One company he approached was Peckham, a 67-employee manufacturer of cold-weather gear and other products for the defense industry. Mr. Sztykiel says he thought Spartan could learn from Peckham, which is based in Lansing, Mich., and known as an environmentally friendly, energy-efficient manufacturer.

"We had to change some of the ways we were operating," Mr. Sztykiel says. Spartan's sales and profit took a hit last year. "We thought if we met at locations where they run a manufacturing business, we could see things that were done differently," Mr. Sztykiel adds.

Both companies serve the defense industry, and Peckham CEO Mitch Tomlinson says he thought the meetings might help his own business. "There may grow out of it future opportunities to partner together," Mr. Tomlinson says. He let Spartan meet free of charge.

Mr. Sztykiel held his August strategy meeting at Peckham; it cost him just $87 to feed eight people breakfast and lunch. He has held two more meetings at Peckham since. While there, he toured the manufacturing facility and noticed piles of fabric within walking distance of the forklift truck and the manufacturing area. The fabric got cut within 20 yards of the shelves where it is stored.

That got him thinking about ways to reduce distances at his own business. He is moving materials storage closer to Spartan's manufacturing facility, and is looking for closer suppliers to reduce delivery times.

Mr. Sztykiel was also impressed with one of Peckham's energy-saving initiatives: waterless urinals, which he plans to install at Spartan.

Other executives hope workers will get new ideas just by meeting in snazzier environs. Scott Pacer, director of marketing communications at Duke Energy in Charlotte, N.C., worries that the utility company's dull office space squelches staffers' creativity. "Right now we're in this old Communist-bloc apartment-building structure that really looks like something from Poland in 1968," he says.

He approached Wray Ward, a marketing firm nearby that has done work for Duke. The firm's recently renovated office features bright colors, glass walls and table-tennis and foosball tables. One conference room, called the garage, has a glass-panel roll-up door, an etched glass wall and a whiteboard that converts written words into electronic files. Wray Ward let Mr. Pacer's team meet there free of charge, saving him the $1,500 a day he pays to hold off-site meetings at hotels.

Kay Tuttle, a Duke account executive, was trying to come up with a name for a program to encourage customers to save energy. She and her teammates felt stalled at Duke's offices, which she describes as a "world of beige." They held a brainstorming session at Wray Ward and came up with 75 possibilities, including Re:volt, Enspire and Ensync. "Being in a different setting got people out of the 'utility mindset,' " she says.

At another meeting, Mr. Pacer's team developed new features for a Web site that helps residential customers monitor energy use. People tend to "throw out more ideas" at Wray Ward, Mr. Pacer says.

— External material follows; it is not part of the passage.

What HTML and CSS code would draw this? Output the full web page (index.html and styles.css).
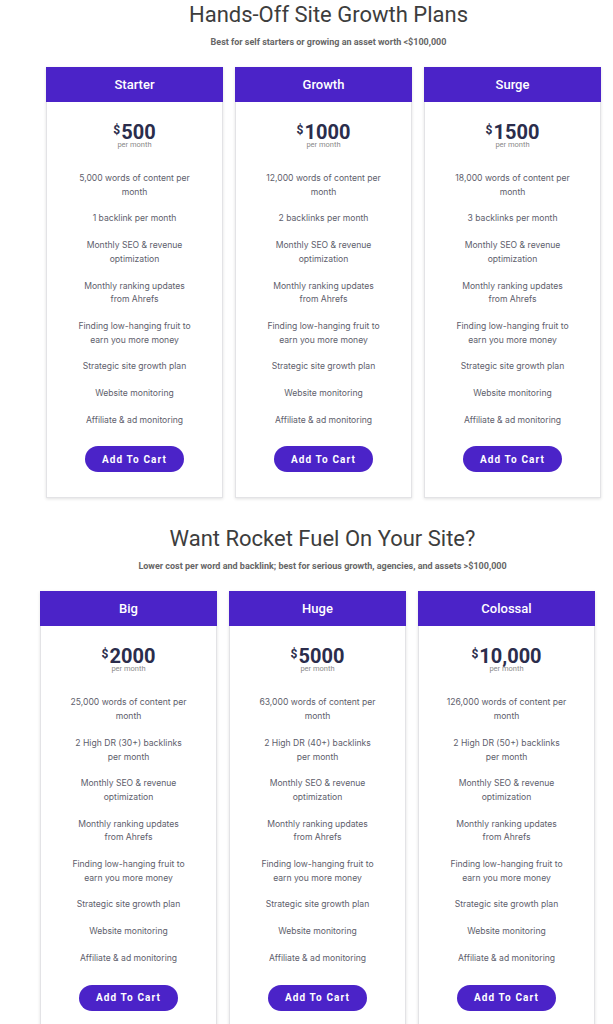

Last spring, investment adviser Tenex Capital Management wanted to expand beyond its Philadelphia office to New York. While searching for a Manhattan space from June to October, employees used a conference room at a Manhattan law firm Tenex had worked with. Now Tenex has its own New York office but still sometimes holds partners meetings at the law firm.

Varun Bedi, Tenex's chief investment officer, says his employees—many veterans of trading desks where they worked in jeans and T-shirts—benefited from seeing the law firm's "buttoned-up atmosphere." He liked the experience so much he held another meeting at a real-estate advisory firm, where employees learned from the firm's "entrepreneurial energy."

He prefers it to booking hotel rooms. "If we can help it, we'd like to save money," he says. "I'd rather stick to the other approach as much as we can."